The thicker retention plates meant that our old bolts were too short. Besides, we were using general, grade-5 bolts from our local hardware store—not the right stuff. Currie suggested the grade-8 T-bolts (on the right, PN CE-2012, $1.50 each including the nut). They were long enough to accommodate the thicker plates, stronger, and we wouldn’t have to grind one side down to clear the axle tube.
Another probable culprit in regards to our leaks was our venting system. The housing was fitted with a 6-AN fitting and we had drilled and tapped a cap to accept an 1/8-pipe pop-valve. Currie felt this wasn’t allowing air to enter and escape the rear at a quick enough rate, this caused an increase in pressure within the housing under aggressive driving, which only made the leaks even worse. Their suggestion was the cap-style breather vent (PN CE-9028, $4.95) on the right. It will flow plenty of air, even under hard, heat generating, driving.

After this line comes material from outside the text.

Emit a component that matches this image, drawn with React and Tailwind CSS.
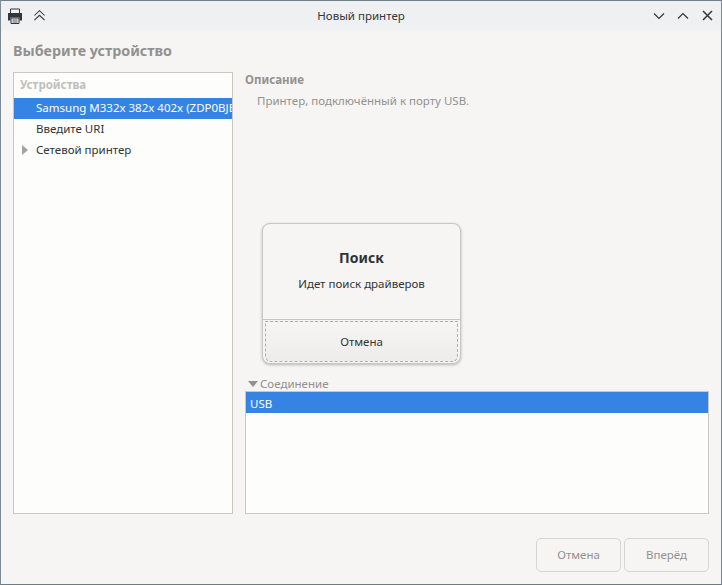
import React from 'react';

const font = { fontFamily: '"Noto Sans", sans-serif' };

export default function App() {
  return (
    <div style={font} className="relative w-[722px] h-[585px] flex flex-col overflow-hidden bg-[#f6f5f4] border-x border-b border-x-[#7d8a96] border-b-[#6f7a85] text-[11.5px] text-[#2e3436]">
      {/* Title bar */}
      <div className="h-[30px] shrink-0 flex items-center bg-[#eff0f2] border-t border-t-[#6f7f8e] text-[#31363b]">
        <div className="flex-1 flex items-center">
          <svg className="ml-[6px] w-[16px] h-[16px]" viewBox="0 0 16 16" fill="none">
            <path d="M3.5 1h9v4.5h-9z" stroke="#31363b" strokeWidth="1" />
            <path d="M1 5h14v7.5h-2.5V9.5h-9v3H1z" fill="#31363b" />
            <path d="M4 10h8v5.5H4z" stroke="#31363b" strokeWidth="1" />
            <path d="M5.5 12h5M5.5 14h5" stroke="#31363b" strokeWidth="0.8" />
          </svg>
          <svg className="ml-[10px] w-[13px] h-[13px]" viewBox="0 0 14 14" fill="none" stroke="#31363b" strokeWidth="1.1">
            <path d="M1.5 7L7 1.8 12.5 7" />
            <path d="M1.5 12L7 6.8 12.5 12" />
          </svg>
        </div>
        <div className="shrink-0 text-center">Новый принтер</div>
        <div className="flex-1 flex items-center justify-end">
          <svg className="w-[12px] h-[8px]" viewBox="0 0 12 8" fill="none" stroke="#31363b" strokeWidth="1.2">
            <path d="M1 1.5l5 5 5-5" />
          </svg>
          <svg className="ml-[12px] w-[12px] h-[8px]" viewBox="0 0 12 8" fill="none" stroke="#31363b" strokeWidth="1.2">
            <path d="M1 6.5l5-5 5 5" />
          </svg>
          <svg className="ml-[13px] mr-[8px] w-[11px] h-[11px]" viewBox="0 0 11 11" fill="none" stroke="#31363b" strokeWidth="1.5">
            <path d="M1 1l9 9M10 1l-9 9" />
          </svg>
        </div>
      </div>

      {/* Body */}
      <div className="flex-1 min-h-0 flex flex-col px-[12px]">
        <div className="h-[41px] mb-[1px] shrink-0 flex items-center text-[14.3px] font-bold text-[#92918f]">Выберите устройство</div>

        <div className="h-[442px] shrink-0 flex gap-[12px]">
          {/* Devices tree */}
          <div className="w-[220px] shrink-0 bg-[#fdfdfc] border border-[#cdc7c2] overflow-hidden">
            <div className="h-[25px] pb-[2px] pl-[6px] flex items-center font-bold text-[#c0bfbd]">Устройства</div>
            <div className="h-[21px] pb-[1px] pl-[22px] flex items-center whitespace-nowrap bg-[#3584e4] text-white">Samsung M332x 382x 402x (ZDP0BJBD300034)</div>
            <div className="h-[21px] pb-[1px] pl-[22px] flex items-center">Введите URI</div>
            <div className="h-[21px] pb-[1px] flex items-center">
              <svg className="ml-[8px] w-[6px] h-[10px]" viewBox="0 0 6 10"><path d="M0 0l6 5-6 5z" fill="#a3a3a1" /></svg>
              <span className="ml-[8px]">Сетевой принтер</span>
            </div>
          </div>

          {/* Description + connection */}
          <div className="flex-1 min-w-0 flex flex-col">
            <div className="h-[16px] flex items-center font-bold text-[#92918f]">Описание</div>
            <div className="mt-[5px] h-[16px] pl-[12px] flex items-center text-[#92918f]">Принтер, подключённый к порту USB.</div>
            <div className="flex-1" />
            <div className="h-[14px] flex items-center text-[#92918f]">
              <svg className="ml-[3px] w-[10px] h-[6px]" viewBox="0 0 10 6"><path d="M0 0h10L5 6z" fill="#92918f" /></svg>
              <span className="ml-[2px]">Соединение</span>
            </div>
            <div className="h-[123px] shrink-0 bg-[#fdfdfc] border border-[#cdc7c2]">
              <div className="h-[21px] pl-[4px] pt-[2px] flex items-center bg-[#3584e4] text-white">USB</div>
            </div>
          </div>
        </div>

        {/* Footer buttons */}
        <div className="flex-1 flex items-start justify-end gap-[3px] pt-[24px]">
          <div className="w-[85px] h-[34px] flex items-center justify-center rounded-[5px] border border-[#d8d4d0] text-[#92918f]">Отмена</div>
          <div className="w-[85px] h-[34px] flex items-center justify-center rounded-[5px] border border-[#d8d4d0] text-[#92918f]">Вперёд</div>
        </div>
      </div>

      {/* Search dialog, sits over the right column */}
      <div className="absolute left-[261px] top-[223px] w-[199px] h-[141px] flex flex-col rounded-[8px] border border-[#c9c5c1] bg-[#f6f5f4] shadow-[0_1px_3px_rgba(0,0,0,0.25)] overflow-hidden">
        <div className="h-[96px] shrink-0 flex flex-col items-center border-b border-[#c9c5c1]">
          <div className="mt-[24px] h-[18px] flex items-center text-[14px] font-bold">Поиск</div>
          <div className="mt-[10px] h-[16px] flex items-center">Идет поиск драйверов</div>
        </div>
        <div className="flex-1 p-[1px]">
          <div className="h-full mx-[1px] flex items-center justify-center rounded-b-[6px] border border-dashed border-[#b0aeac] bg-gradient-to-b from-[#f6f5f4] to-[#edecea]">Отмена</div>
        </div>
      </div>
    </div>
  );
}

With the axle seal leaks addressed it was time to figure out why our center section always leaked. We found out our housing was warped and not close to flat. We’re sure it came to us in the right shape, but it must have warped a bit when we welded on the brackets for the three link system. This in turn kept the housing from sitting flush with the old center section. With our new aluminum case the problem would have been even worse. To fix this Currie removed the studs and used a large hammer to persuade the case back into shape. After working over the flange with a flat file we were back in business. The moral of this story is to check your housing and make sure it’s square before installing a center section, especially if you’ve welded on it.
Another spot for potential leaks is around the bolts holding the center section in place. On the old unit we had just used nuts and lock washers, but Currie feels this isn’t the best way to secure the third member. They recommend Nylock nuts, which will never loosen up, with aluminum crush washers to further guard against leaks. Currie sells the nuts, washers, and gasket in one convenient kit (PN CE-9007 $6.95).
Running the right fluid is also critical for keeping your rearend assembly working trouble free. Currie suggest a non-synthetic heavyweight 85/140 gear oil and they also advise that the gear be broken in by raising the rear on jackstands, running the car for 10 minutes, letting it cool for an hour, then take the car for a 10 minute cruise and let it cool again. After that you should be good to go.
The new aluminum centersection looks great, but more importantly it’s been installed the right way. The changes made to the axle seal parts and fixing other problems should pay large dividends down the road with better performance and leak-free operation.